Seems that now, triggers are way more intense than ever. It takes me a lot longer to recover. Like there was an incident at work on Thursday - took me until today, and I'm not exactly recovered. Of course, like I mentioned to my therapist several weeks ago, it is impossible, I think, to even begin working toward health when I don't have a moment of safety. If I work in a job where the environment is so toxic it is triggering every single day, and it takes me all weekend to recover, only to be thrust back into it at the beginning of the week, how can I even begin to heal?

And work is just one thing. There are a dozen others. That is just the current, major one.

I am seriously overwhelmed. My therapist is completely unhelpful at the moment for some reason I don't fully understand. Since I have absolutely no trust in a soul (save for him - I can still see him, although it's painful to go), I can't look for someone new. (It would not be helpful to even suggest that.
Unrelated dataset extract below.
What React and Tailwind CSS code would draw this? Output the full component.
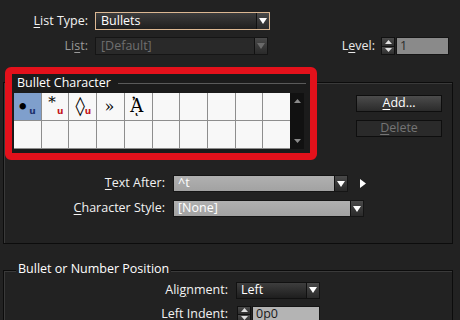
import React from "react";

const Tri = ({ color = "#ffffff", w = 8, h = 6 }) => (
  <svg width={w} height={h} viewBox="0 0 8 6">
    <polygon points="0,0 8,0 4,6" fill={color} />
  </svg>
);

const U = ({ children }) => (
  <span className="underline decoration-1 underline-offset-[2px]">{children}</span>
);

const ArrowBtn = ({ w = "w-[13px]", dim = false }) => (
  <div className={`${w} h-full flex items-center justify-center border-l border-[#111] bg-gradient-to-b from-[#4a4a4a] to-[#2a2a2a]`}>
    <Tri color={dim ? "#6a6a6a" : "#ffffff"} />
  </div>
);

const Spinner = () => (
  <div className="w-[14px] h-full flex flex-col gap-px bg-[#111] border border-[#111]">
    <div className="flex-1 flex items-center justify-center bg-gradient-to-b from-[#4a4a4a] to-[#2e2e2e]">
      <svg width="7" height="4" viewBox="0 0 7 4"><polygon points="0,4 7,4 3.5,0" fill="#ddd" /></svg>
    </div>
    <div className="flex-1 flex items-center justify-center bg-gradient-to-b from-[#4a4a4a] to-[#2e2e2e]">
      <svg width="7" height="4" viewBox="0 0 7 4"><polygon points="0,0 7,0 3.5,4" fill="#ddd" /></svg>
    </div>
  </div>
);

const cells = [
  { ch: "•", u: "#1b2f6a", sel: true, cls: "text-[22px] -ml-[9px] mt-[2px]" },
  { ch: "*", u: "#c4161c", cls: "text-[15px] -ml-[6px] -mt-[8px]" },
  { ch: "◊", u: "#c4161c", cls: "text-[19px] -ml-[5px] -mt-[2px]" },
  { ch: "»", cls: "text-[16px] -ml-[2px]" },
  { ch: "ᾈ", cls: "text-[18px] -ml-[3px] -mt-[2px]" },
];

export default function App() {
  return (
    <div
      className="w-[460px] h-[320px] overflow-hidden bg-[#222222] text-[#f2f2f2] text-[12.5px] leading-none"
      style={{ fontFamily: "'Open Sans', 'Noto Sans', sans-serif" }}
    >
      {/* Row 1 */}
      <div className="flex items-center h-[18px] mt-[12px]">
        <div className="w-[88px] text-right"><U>L</U>ist Type:</div>
        <div className="ml-[7px] w-[175px] h-[18px] flex border border-[#dcb893] bg-gradient-to-b from-[#3c3c3c] to-[#1f1f1f]">
          <div className="flex-1 flex items-center pl-[5px] text-white">Bullets</div>
          <ArrowBtn />
        </div>
      </div>

      {/* Row 2 */}
      <div className="flex items-center h-[18px] mt-[7px] pr-[11px]">
        <div className="w-[88px] text-right text-[#9a9a9a]">Li<U>s</U>t:</div>
        <div className="ml-[7px] w-[173px] h-[18px] flex border border-[#151515] bg-[#292929]">
          <div className="flex-1 flex items-center pl-[5px] text-[#6f6f6f]">[Default]</div>
          <ArrowBtn dim />
        </div>
        <div className="ml-auto text-[#e8e8e8]">L<U>e</U>vel:</div>
        <div className="ml-[6px] h-[18px] flex">
          <Spinner />
          <div className="ml-px w-[53px] h-full bg-[#8a8a8a] border border-[#151515] flex items-center pl-[3px] text-[#2a2a2a]">1</div>
        </div>
      </div>

      {/* Bullet Character group */}
      <div className="ml-[3px] mt-[27px] w-[450px] h-[162px] border border-[#0c0c0c] shadow-[inset_1px_1px_0_#3a3a3a]">
        <div className="flex items-start">
          <div className="ml-px -mt-[16px] w-[312px] h-[93px] border-[7px] border-[#e3111b] rounded-[6px] bg-[#1b1b1b] flex flex-col">
            <div className="h-[19px] flex items-center pl-[5px]">
              <span className="text-white">Bullet Character</span>
              <div className="flex-1 h-px bg-[#5a5a5a] ml-[7px] mr-[4px]" />
            </div>
            <div className="flex pl-[2px]">
              <div className="w-[276px] h-[56px] grid grid-cols-10 grid-rows-2 gap-px bg-[#8e8e8e] border-b border-[#8e8e8e]">
                {Array.from({ length: 20 }).map((_, i) => {
                  const c = cells[i];
                  return (
                    <div
                      key={i}
                      className={`relative flex items-center justify-center text-black overflow-hidden ${c && c.sel ? "bg-[#7f9fcc]" : "bg-[#f8f8f8]"}`}
                      style={{ fontFamily: "'DejaVu Serif', 'Liberation Serif', serif" }}
                    >
                      {c && <span className={c.cls}>{c.ch}</span>}
                      {c && c.u && (
                        <span
                          className="absolute right-[5px] bottom-[4px] text-[9px] font-bold leading-none"
                          style={{ color: c.u, fontFamily: "'DejaVu Sans', sans-serif" }}
                        >
                          u
                        </span>
                      )}
                    </div>
                  );
                })}
              </div>
              <div className="w-[14px] h-[56px] bg-[#111111] flex flex-col items-center justify-between py-[6px]">
                <svg width="7" height="4" viewBox="0 0 7 4"><polygon points="0,4 7,4 3.5,0" fill="#8a8a8a" /></svg>
                <svg width="7" height="4" viewBox="0 0 7 4"><polygon points="0,0 7,0 3.5,4" fill="#8a8a8a" /></svg>
              </div>
            </div>
          </div>
          <div className="ml-[39px] mt-[12px] flex flex-col gap-[8px]">
            <div className="w-[86px] h-[17px] border border-[#0e0e0e] bg-gradient-to-b from-[#4c4c4c] to-[#2b2b2b] flex items-center justify-center text-white">
              <span><U>A</U>dd...</span>
            </div>
            <div className="w-[86px] h-[17px] border border-[#0e0e0e] bg-[#2a2a2a] flex items-center justify-center text-[#747474]">
              <span><U>D</U>elete</span>
            </div>
          </div>
        </div>

        {/* Text After */}
        <div className="flex items-center h-[17px] mt-[15px]">
          <div className="w-[161px] text-right"><U>T</U>ext After:</div>
          <div className="ml-[8px] h-full flex border border-[#151515]">
            <div className="w-[160px] h-full bg-gradient-to-b from-[#b0b0b0] to-[#a2a2a2] flex items-center pl-[4px] text-white">^t</div>
            <ArrowBtn />
          </div>
          <div className="ml-[12px]">
            <svg width="6" height="9" viewBox="0 0 6 9"><polygon points="0,0 6,4.5 0,9" fill="#ffffff" /></svg>
          </div>
        </div>

        {/* Character Style */}
        <div className="flex items-center h-[17px] mt-[8px]">
          <div className="w-[161px] text-right"><U>C</U>haracter Style:</div>
          <div className="ml-[8px] h-full flex border border-[#151515]">
            <div className="w-[176px] h-full bg-gradient-to-b from-[#b0b0b0] to-[#a2a2a2] flex items-center pl-[4px] text-white">[None]</div>
            <ArrowBtn />
          </div>
        </div>
      </div>

      {/* Bullet or Number Position group */}
      <div className="ml-[3px] mt-[26px] w-[450px] h-[80px] border-t border-l border-r border-[#0c0c0c] shadow-[inset_1px_1px_0_#3a3a3a]">
        <div className="-mt-[8px] ml-[12px] w-fit px-[2px] bg-[#222222] text-white">Bullet or Number Position</div>
        <div className="flex items-center h-[17px] mt-[6px]">
          <div className="w-[224px] text-right">Ali<U>g</U>nment:</div>
          <div className="ml-[8px] w-[84px] h-full flex border border-[#111] bg-gradient-to-b from-[#3e3e3e] to-[#1e1e1e]">
            <div className="flex-1 flex items-center pl-[4px] text-white">Left</div>
            <ArrowBtn />
          </div>
        </div>
        <div className="flex items-center h-[17px] mt-[7px]">
          <div className="w-[224px] text-right">Left Indent:</div>
          <div className="ml-[9px] h-full flex">
            <Spinner />
            <div className="ml-px w-[68px] h-full bg-[#b4b4b4] border border-[#151515] flex items-center pl-[3px] text-[#1a1a1a]">0p0</div>
          </div>
        </div>
      </div>
    </div>
  );
}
I have considered it, but even the thought of trying reduces me to sobbing.) I am without an MD, due to massive betrayals on her part, and I actually managed to call to arrange a new appointment, but that was 2 weeks ago and they never called me back (this after making 12 calls to docs that weren't accepting new patients - such a hard thing for me to do in the first place).

Anyway, I hate getting up in the morning anymore. I've been off work for 3 days and I haven't been able to leave the house the whole time. I went outside briefly a little bit ago, and started sobbing. I'm a mess.

I really just am ready for it all to go away.
 
I hear you loud and clear, very sorry youre struggling with that heavy of a weight on you.

If it's any help, just do your best to ride this wave out. I just came out of a 2 month depressive period, and I think I have a bit of a second wind? For me time gets to decide when I come up for air....but eventually I get some...I hope it's the same for you soon.

Besides it sounds like your doing the best you can, and are at least trying to do the right things....But it sucks.